- _The problem_
Quote from the first line below through the line that contains "const navItems = ['Home', 'Knowledge", both included, and leave the pictures out.

+ + + +

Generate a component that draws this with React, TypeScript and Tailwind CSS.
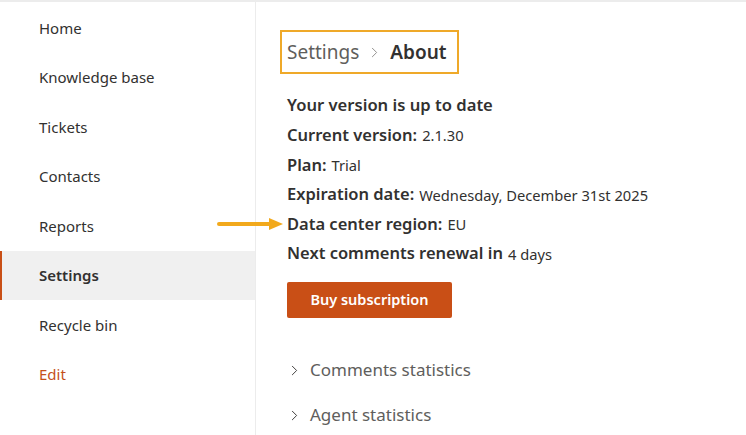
import { ChevronRight } from 'lucide-react'

const navItems = ['Home', 'Knowledge base', 'Tickets', 'Contacts', 'Reports', 'Settings', 'Recycle bin']

const details = [
  { label: 'Current version:', value: '2.1.30' },
  { label: 'Plan:', value: 'Trial' },
  { label: 'Expiration date:', value: 'Wednesday, December 31st 2025' },
  { label: 'Data center region:', value: 'EU' },
  { label: 'Next comments renewal in', value: '4 days' },
]

function Arrow() {
  return (
    <svg width="68" height="14" viewBox="0 0 68 14" className="absolute left-[-70px] top-1/2 -translate-y-1/2">
      <line x1="2" y1="7" x2="56" y2="7" stroke="#f2a91c" strokeWidth="4" strokeLinecap="round" />
      <polygon points="52,1 66,7 52,13" fill="#f2a91c" />
    </svg>
  )
}

export default function App() {
  return (
    <div
      className="w-[746px] h-[435px] overflow-hidden bg-white flex border-t-2 border-[#ececec] text-[#323130]"
      style={{ fontFamily: '"Noto Sans", "Open Sans", sans-serif' }}
    >
      {/* Sidebar */}
      <nav className="w-[256px] shrink-0 border-r border-[#ececec] pt-px flex flex-col">
        {navItems.map(item => {
          const active = item === 'Settings'
          return (
            <div
              key={item}
              className={
                active
                  ? 'h-[49.5px] flex items-center pl-[37px] text-[15px] bg-[#f0f0f0] border-l-2 border-[#c94f16] font-semibold'
                  : 'h-[49.5px] flex items-center pl-[39px] text-[15px]'
              }
            >
              {item}
            </div>
          )
        })}
        <div className="h-[49.5px] flex items-center pl-[39px] text-[15px] text-[#c4501b]">Edit</div>
      </nav>

      {/* Content */}
      <main className="flex-1 pl-[24px] pt-[28px]">
        <div className="inline-flex items-center gap-[7px] border-2 border-[#efa929] h-[44px] pl-[5px] pr-[10px]">
          <span className="text-[19px] text-[#605e5c]">Settings</span>
          <ChevronRight size={17} strokeWidth={1.3} className="text-[#8a8886]" />
          <span className="text-[19px] font-semibold">About</span>
        </div>

        <div className="pl-[7px] mt-[17px] flex flex-col">
          <div className="h-[29.6px] flex items-center text-[16.6px] font-semibold">Your version is up to date</div>
          {details.map(d => (
            <div key={d.label} className="relative h-[29.6px] flex items-center gap-[5px]">
              {d.label === 'Data center region:' && <Arrow />}
              <span className="text-[16.5px] font-semibold">{d.label}</span>
              <span className="text-[14.7px]">{d.value}</span>
            </div>
          ))}

          <button className="mt-[13px] w-[165px] h-[36px] rounded-[2px] bg-[#c94f16] text-white text-[14.5px] font-semibold">
            Buy subscription
          </button>

          <div className="mt-[30px] flex flex-col">
            {['Comments statistics', 'Agent statistics'].map(s => (
              <div key={s} className="h-[45px] flex items-center gap-[7px] text-[17px] text-[#605e5c]">
                <ChevronRight size={17} strokeWidth={1.3} className="text-[#323130] -ml-[1px]" />
                {s}
              </div>
            ))}
          </div>
        </div>
      </main>
    </div>
  )
}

+ + + +

- _Task result_
Generate a component that draws this with React, TypeScript and Tailwind CSS.
import { ChevronRight } from 'lucide-react'

const navItems = ['Home', 'Knowledge base', 'Tickets', 'Contacts', 'Reports', 'Settings', 'Recycle bin']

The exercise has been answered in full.